1st Person: I, We
When you write in first person, you’re talking about yourself:
I went to class.
My mom made me lunch today.
We went to the movies.
When a novel is written in first person, the narrator is most often a character in the story, telling the reader about events that he or she has experienced.
2nd Person: You
When you write in second person, you’re talking to the reader:
You would really enjoy this book.
Your mom made you lunch today.
You went to the movies.
Very few books are written in second person. The Choose Your Own Adventure series is one example; the book is written as if the reader is the main character. It contains scenarios such as, “As you are running away from the grizzly bear, you suddenly reach a cliff. If you choose to jump off the cliff, turn to page 142. If you choose to turn and face the grizzly bear, turn to page 145.”
3rd Person: He, She
When you write in third person, you are writing about other people or characters without mentioning yourself:
He made a difficult decision.
The main character matured over the course of the novel.
Her mom made her lunch today.
Ralph and Jack created rival tribes.
Or, the plural of this last example: They created rival tribes.
When a novel is written in third person, the narrator is not a character in the novel, but a voice from outside the story conveying events. A third person narrator can be third person omniscient if he/she conveys the thoughts and feelings of multiple characters, or third person limited if he/she conveys the thoughts and feelings of only the main character.

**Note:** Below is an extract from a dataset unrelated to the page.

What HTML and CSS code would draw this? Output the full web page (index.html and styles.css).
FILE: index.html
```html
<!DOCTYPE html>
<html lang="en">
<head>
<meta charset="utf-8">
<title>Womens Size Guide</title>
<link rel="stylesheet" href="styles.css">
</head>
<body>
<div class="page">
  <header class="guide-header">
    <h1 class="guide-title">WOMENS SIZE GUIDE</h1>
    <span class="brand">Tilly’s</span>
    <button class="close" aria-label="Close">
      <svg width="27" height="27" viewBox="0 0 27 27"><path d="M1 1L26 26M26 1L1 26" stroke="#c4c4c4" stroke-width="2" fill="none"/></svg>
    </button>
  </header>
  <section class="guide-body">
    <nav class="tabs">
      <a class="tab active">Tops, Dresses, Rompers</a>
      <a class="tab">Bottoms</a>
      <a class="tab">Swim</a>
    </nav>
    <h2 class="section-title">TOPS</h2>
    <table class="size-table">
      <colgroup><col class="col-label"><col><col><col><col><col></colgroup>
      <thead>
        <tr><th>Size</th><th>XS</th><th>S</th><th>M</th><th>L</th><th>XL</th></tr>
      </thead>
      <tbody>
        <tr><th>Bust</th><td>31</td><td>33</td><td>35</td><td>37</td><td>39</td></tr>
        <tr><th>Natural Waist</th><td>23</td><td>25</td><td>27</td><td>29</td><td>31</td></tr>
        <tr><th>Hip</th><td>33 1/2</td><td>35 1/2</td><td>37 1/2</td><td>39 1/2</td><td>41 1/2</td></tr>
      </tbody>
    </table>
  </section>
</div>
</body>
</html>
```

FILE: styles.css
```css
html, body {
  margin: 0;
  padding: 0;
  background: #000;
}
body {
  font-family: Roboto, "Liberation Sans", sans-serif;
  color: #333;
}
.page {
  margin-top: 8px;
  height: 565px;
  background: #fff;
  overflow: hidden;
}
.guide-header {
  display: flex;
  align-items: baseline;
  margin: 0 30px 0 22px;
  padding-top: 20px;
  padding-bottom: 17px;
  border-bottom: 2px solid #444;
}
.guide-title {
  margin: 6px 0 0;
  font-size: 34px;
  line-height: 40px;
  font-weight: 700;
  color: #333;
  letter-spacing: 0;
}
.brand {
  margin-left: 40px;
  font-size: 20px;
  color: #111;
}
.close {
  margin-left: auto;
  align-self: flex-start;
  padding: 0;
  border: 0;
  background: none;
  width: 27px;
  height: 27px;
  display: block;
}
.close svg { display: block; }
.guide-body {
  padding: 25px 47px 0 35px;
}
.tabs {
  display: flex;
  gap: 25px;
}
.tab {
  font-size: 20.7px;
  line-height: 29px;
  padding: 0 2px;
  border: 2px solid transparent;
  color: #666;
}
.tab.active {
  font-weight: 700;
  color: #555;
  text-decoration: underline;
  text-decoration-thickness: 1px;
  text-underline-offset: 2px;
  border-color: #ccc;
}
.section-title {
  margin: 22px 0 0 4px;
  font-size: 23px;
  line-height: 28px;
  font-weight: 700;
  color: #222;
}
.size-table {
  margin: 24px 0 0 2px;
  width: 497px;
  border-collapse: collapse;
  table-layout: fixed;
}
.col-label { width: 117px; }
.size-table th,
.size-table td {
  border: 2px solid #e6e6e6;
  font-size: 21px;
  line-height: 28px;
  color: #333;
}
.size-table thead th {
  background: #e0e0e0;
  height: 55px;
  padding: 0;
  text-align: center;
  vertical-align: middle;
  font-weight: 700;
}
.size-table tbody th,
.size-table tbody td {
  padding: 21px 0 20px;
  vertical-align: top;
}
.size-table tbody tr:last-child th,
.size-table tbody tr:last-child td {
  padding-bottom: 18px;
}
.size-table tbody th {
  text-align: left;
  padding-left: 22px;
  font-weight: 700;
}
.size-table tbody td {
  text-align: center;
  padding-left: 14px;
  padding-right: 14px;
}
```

Avoiding 1st and 2nd Person in Formal Writing
All formal essays should be written entirely in 3rd person. This means that you should avoid phrases like the following:
I think… (Back up your thesis with evidence, not your opinions.)
I have proven that… (This phrase is unnecessary; just state the point. If you’ve really proven it, the reader will know without being told.)
You can see that… (This phrase is also unnecessary; just state the point.)
An important theme in this book is that you always get what you deserve. (Statements like this can be easily rephrased into a 3rd person construction: people always get what they deserve.)